This weekend and next, West Bay Opera of Palo Alto delivers Giacomo Puccini’s classic, La bohème, set in today’s San Francisco. Which is to say, against a backdrop of extreme economic disparities and epically widespread homelessness.
A story originally set in 1830s Paris, bustling with industry and also poverty, makes perfect sense transposed to the Bay Area, given how many people have already been, or are on the verge of, being priced out.
West Bay Opera certainly wouldn’t be the first to employ this staging strategy. The opera’s themes have proven resonant over more than a century in many different productions and adaptations. Think of Jonathan Larson’s rock musical RENT, set in AIDS-riddled 1990’s New York. Or closer to home, Opera on Tap‘s San Francisco take performed at the Tenderloin’s EXIT Theatre in 2016.
West Bay Opera’s general director Jose Luis Moscovitch says, “We have parallels that we can certainly highlight to make people aware of the plight of artists; who, after all, are the creative class, the people that make San Francisco and the Bay Area such a unique place. We need to think about what to do to help them stay.”

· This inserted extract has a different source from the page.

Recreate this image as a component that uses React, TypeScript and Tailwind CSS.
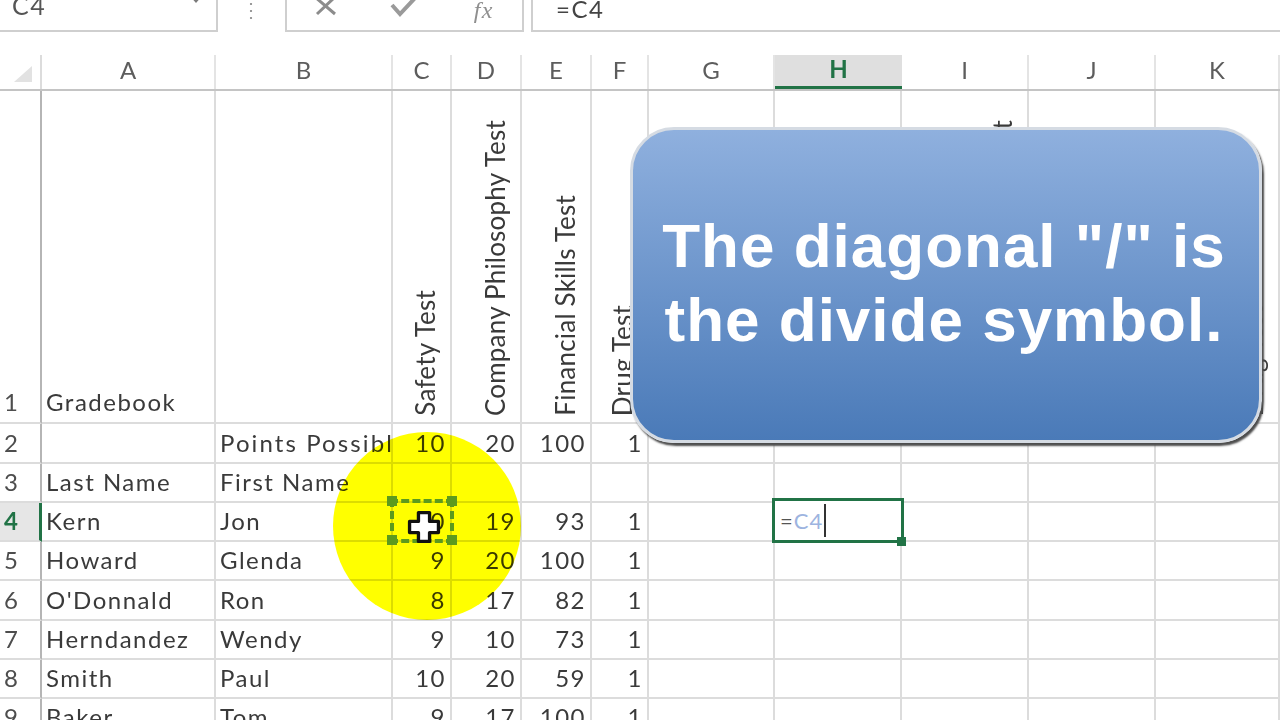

That train has largely left the station. In a sense, the most poignant tragedy of West Bay Opera’s staging is the ever-present sense of how hard it is for real artists off-stage to hang on in the Bay Area. We watch a small social circle of friends grasp vainly for happiness in a world indifferent to their slow, grinding starvation. That they laugh and sing Puccini’s soaring melodies along the way is reason enough to break out the Kleenex.